◆ Required work ◆
Count the lines below that contain the word "screenshot". Give only the number.

◆ Data rows ◆
## Begin

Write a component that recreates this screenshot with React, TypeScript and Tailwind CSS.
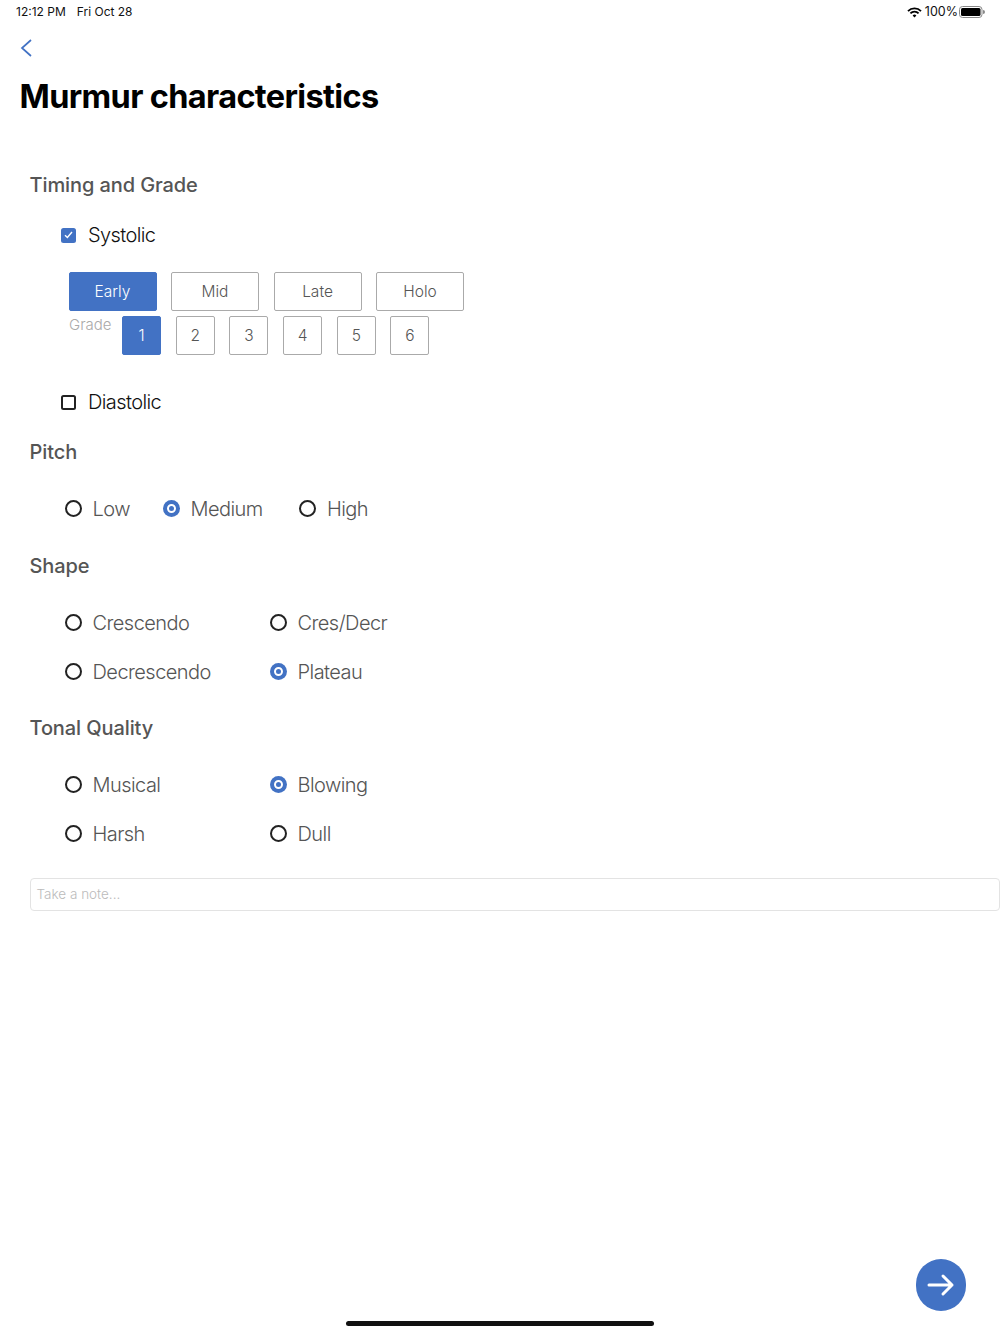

## End
## Begin

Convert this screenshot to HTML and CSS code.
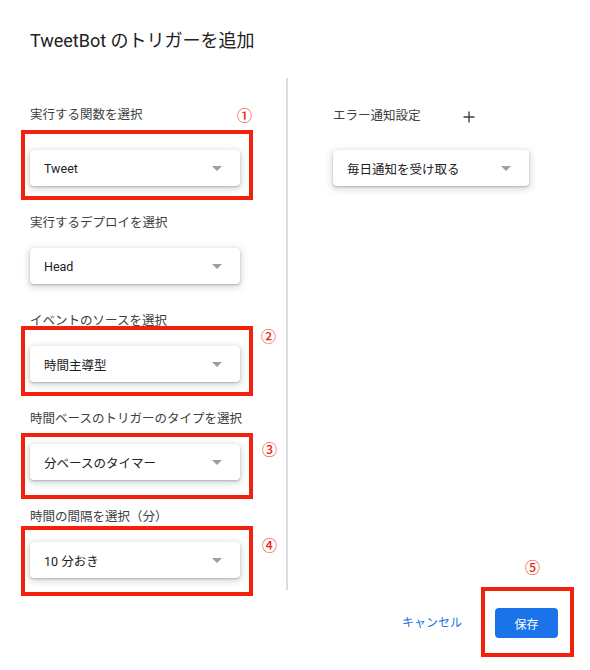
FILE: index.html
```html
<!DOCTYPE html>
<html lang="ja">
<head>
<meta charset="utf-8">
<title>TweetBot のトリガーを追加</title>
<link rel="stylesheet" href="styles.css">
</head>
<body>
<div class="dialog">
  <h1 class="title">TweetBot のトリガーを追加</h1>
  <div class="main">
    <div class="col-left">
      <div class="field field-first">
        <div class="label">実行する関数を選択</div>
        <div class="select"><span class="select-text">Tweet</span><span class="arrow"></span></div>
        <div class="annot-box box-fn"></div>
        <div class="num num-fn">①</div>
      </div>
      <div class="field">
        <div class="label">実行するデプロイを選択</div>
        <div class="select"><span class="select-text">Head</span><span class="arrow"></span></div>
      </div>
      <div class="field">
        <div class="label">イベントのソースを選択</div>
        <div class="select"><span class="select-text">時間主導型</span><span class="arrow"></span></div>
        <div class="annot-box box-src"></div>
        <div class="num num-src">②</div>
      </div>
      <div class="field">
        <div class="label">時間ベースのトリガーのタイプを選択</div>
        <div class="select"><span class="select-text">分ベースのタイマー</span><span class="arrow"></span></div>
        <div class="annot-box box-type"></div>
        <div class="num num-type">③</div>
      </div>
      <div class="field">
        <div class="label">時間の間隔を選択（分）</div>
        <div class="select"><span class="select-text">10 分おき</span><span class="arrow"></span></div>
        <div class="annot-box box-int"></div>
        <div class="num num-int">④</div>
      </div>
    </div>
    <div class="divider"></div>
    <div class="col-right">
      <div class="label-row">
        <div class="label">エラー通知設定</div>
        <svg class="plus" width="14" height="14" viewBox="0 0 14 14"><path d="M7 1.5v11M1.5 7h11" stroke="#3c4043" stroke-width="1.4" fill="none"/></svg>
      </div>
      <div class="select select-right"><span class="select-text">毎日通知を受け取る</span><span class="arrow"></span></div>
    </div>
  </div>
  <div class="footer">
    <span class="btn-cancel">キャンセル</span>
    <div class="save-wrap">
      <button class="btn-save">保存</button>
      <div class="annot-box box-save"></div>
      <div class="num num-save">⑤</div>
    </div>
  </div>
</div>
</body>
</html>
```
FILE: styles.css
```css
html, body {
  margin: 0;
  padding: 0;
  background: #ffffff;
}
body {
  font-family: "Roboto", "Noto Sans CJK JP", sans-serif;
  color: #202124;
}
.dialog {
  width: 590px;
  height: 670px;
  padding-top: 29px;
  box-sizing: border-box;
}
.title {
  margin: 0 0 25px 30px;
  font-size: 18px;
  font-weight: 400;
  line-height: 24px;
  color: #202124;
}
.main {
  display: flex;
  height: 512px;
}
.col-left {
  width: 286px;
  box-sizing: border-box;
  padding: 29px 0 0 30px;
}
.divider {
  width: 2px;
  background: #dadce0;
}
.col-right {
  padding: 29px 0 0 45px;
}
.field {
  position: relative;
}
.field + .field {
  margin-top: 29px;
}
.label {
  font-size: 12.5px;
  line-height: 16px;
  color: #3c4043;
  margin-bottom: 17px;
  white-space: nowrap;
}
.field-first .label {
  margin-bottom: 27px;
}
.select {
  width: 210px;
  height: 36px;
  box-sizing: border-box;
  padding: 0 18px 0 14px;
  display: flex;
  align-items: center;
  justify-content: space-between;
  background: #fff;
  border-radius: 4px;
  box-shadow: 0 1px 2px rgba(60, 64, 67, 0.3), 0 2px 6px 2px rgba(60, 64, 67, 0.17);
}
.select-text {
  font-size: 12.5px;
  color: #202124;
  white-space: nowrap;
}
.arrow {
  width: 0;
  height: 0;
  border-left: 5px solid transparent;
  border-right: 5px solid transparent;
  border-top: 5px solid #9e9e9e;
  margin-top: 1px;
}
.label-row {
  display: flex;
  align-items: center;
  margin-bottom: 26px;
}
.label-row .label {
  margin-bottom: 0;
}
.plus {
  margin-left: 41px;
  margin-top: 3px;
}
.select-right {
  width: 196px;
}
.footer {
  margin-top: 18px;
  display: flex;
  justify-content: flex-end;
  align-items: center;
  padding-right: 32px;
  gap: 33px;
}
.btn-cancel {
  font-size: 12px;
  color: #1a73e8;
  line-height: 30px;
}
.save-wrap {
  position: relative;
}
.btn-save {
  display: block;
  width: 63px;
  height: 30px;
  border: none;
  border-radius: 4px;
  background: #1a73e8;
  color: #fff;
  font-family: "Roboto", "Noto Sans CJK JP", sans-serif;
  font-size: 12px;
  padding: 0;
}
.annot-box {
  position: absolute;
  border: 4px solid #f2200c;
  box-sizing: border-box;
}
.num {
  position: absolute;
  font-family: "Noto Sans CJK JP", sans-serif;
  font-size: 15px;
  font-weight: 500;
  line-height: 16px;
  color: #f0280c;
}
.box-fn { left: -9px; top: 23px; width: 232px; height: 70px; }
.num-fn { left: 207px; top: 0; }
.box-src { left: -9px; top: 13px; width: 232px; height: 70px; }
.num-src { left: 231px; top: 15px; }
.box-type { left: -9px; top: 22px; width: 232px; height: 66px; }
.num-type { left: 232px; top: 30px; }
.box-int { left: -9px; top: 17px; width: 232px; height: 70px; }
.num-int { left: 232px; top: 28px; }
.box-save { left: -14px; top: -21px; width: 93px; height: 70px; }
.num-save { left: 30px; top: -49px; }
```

## End

◆ Solution to the problem ◆
2